## EXERCISE INSTRUCTIONS
Write out the entire listing below exactly as it appears, minus any pictures.

###

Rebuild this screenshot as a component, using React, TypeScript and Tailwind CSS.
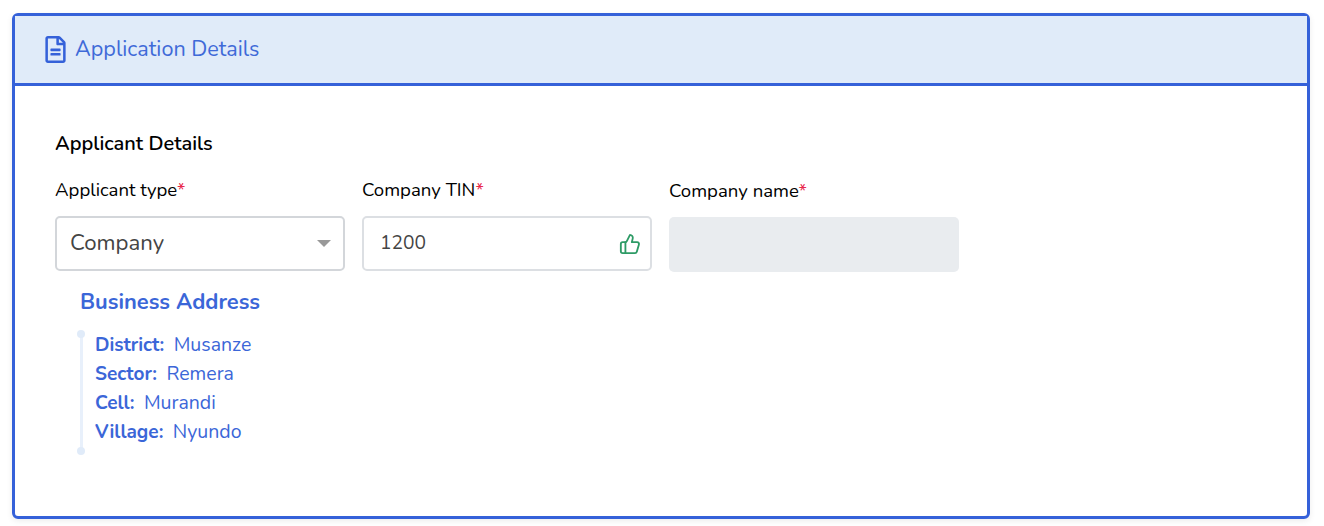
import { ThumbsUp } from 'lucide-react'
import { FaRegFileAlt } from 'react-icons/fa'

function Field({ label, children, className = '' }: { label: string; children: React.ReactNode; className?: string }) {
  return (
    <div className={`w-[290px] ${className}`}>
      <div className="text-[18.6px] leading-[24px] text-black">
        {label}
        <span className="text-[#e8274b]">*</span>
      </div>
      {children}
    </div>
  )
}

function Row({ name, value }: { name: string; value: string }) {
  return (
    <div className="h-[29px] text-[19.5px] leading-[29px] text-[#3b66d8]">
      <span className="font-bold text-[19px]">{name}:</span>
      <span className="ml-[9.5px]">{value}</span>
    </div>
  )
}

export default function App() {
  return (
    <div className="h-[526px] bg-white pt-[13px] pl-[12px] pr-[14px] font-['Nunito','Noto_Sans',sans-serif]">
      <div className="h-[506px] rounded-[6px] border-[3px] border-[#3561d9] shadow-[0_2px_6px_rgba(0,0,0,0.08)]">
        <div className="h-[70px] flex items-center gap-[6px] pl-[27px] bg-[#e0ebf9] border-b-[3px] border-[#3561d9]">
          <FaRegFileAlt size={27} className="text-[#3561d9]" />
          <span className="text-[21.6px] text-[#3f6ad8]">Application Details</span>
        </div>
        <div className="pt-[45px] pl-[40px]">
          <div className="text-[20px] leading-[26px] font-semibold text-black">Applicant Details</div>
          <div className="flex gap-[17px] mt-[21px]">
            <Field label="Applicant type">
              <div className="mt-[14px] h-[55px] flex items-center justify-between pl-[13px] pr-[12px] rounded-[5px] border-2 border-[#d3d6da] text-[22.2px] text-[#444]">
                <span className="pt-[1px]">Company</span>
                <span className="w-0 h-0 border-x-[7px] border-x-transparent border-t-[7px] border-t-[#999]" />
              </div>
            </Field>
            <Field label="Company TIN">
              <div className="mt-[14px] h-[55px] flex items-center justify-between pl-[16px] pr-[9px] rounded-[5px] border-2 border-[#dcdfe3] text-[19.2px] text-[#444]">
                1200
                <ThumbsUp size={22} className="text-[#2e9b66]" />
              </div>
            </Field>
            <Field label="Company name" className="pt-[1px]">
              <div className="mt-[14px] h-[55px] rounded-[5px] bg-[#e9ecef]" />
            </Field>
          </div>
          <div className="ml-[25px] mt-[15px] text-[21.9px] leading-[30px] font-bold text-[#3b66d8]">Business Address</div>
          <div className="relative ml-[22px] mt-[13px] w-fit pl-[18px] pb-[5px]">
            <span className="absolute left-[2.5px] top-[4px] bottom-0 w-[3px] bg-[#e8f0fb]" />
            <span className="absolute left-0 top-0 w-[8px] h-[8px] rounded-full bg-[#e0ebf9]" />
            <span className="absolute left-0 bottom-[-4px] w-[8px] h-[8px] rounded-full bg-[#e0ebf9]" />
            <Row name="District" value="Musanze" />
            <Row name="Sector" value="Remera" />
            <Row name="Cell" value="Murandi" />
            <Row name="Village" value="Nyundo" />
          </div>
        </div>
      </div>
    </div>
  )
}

###

## EXERCISE RESPONSE
Rebuild this screenshot as a component, using React, TypeScript and Tailwind CSS.
import { ThumbsUp } from 'lucide-react'
import { FaRegFileAlt } from 'react-icons/fa'

function Field({ label, children, className = '' }: { label: string; children: React.ReactNode; className?: string }) {
  return (
    <div className={`w-[290px] ${className}`}>
      <div className="text-[18.6px] leading-[24px] text-black">
        {label}
        <span className="text-[#e8274b]">*</span>
      </div>
      {children}
    </div>
  )
}

function Row({ name, value }: { name: string; value: string }) {
  return (
    <div className="h-[29px] text-[19.5px] leading-[29px] text-[#3b66d8]">
      <span className="font-bold text-[19px]">{name}:</span>
      <span className="ml-[9.5px]">{value}</span>
    </div>
  )
}

export default function App() {
  return (
    <div className="h-[526px] bg-white pt-[13px] pl-[12px] pr-[14px] font-['Nunito','Noto_Sans',sans-serif]">
      <div className="h-[506px] rounded-[6px] border-[3px] border-[#3561d9] shadow-[0_2px_6px_rgba(0,0,0,0.08)]">
        <div className="h-[70px] flex items-center gap-[6px] pl-[27px] bg-[#e0ebf9] border-b-[3px] border-[#3561d9]">
          <FaRegFileAlt size={27} className="text-[#3561d9]" />
          <span className="text-[21.6px] text-[#3f6ad8]">Application Details</span>
        </div>
        <div className="pt-[45px] pl-[40px]">
          <div className="text-[20px] leading-[26px] font-semibold text-black">Applicant Details</div>
          <div className="flex gap-[17px] mt-[21px]">
            <Field label="Applicant type">
              <div className="mt-[14px] h-[55px] flex items-center justify-between pl-[13px] pr-[12px] rounded-[5px] border-2 border-[#d3d6da] text-[22.2px] text-[#444]">
                <span className="pt-[1px]">Company</span>
                <span className="w-0 h-0 border-x-[7px] border-x-transparent border-t-[7px] border-t-[#999]" />
              </div>
            </Field>
            <Field label="Company TIN">
              <div className="mt-[14px] h-[55px] flex items-center justify-between pl-[16px] pr-[9px] rounded-[5px] border-2 border-[#dcdfe3] text-[19.2px] text-[#444]">
                1200
                <ThumbsUp size={22} className="text-[#2e9b66]" />
              </div>
            </Field>
            <Field label="Company name" className="pt-[1px]">
              <div className="mt-[14px] h-[55px] rounded-[5px] bg-[#e9ecef]" />
            </Field>
          </div>
          <div className="ml-[25px] mt-[15px] text-[21.9px] leading-[30px] font-bold text-[#3b66d8]">Business Address</div>
          <div className="relative ml-[22px] mt-[13px] w-fit pl-[18px] pb-[5px]">
            <span className="absolute left-[2.5px] top-[4px] bottom-0 w-[3px] bg-[#e8f0fb]" />
            <span className="absolute left-0 top-0 w-[8px] h-[8px] rounded-full bg-[#e0ebf9]" />
            <span className="absolute left-0 bottom-[-4px] w-[8px] h-[8px] rounded-full bg-[#e0ebf9]" />
            <Row name="District" value="Musanze" />
            <Row name="Sector" value="Remera" />
            <Row name="Cell" value="Murandi" />
            <Row name="Village" value="Nyundo" />
          </div>
        </div>
      </div>
    </div>
  )
}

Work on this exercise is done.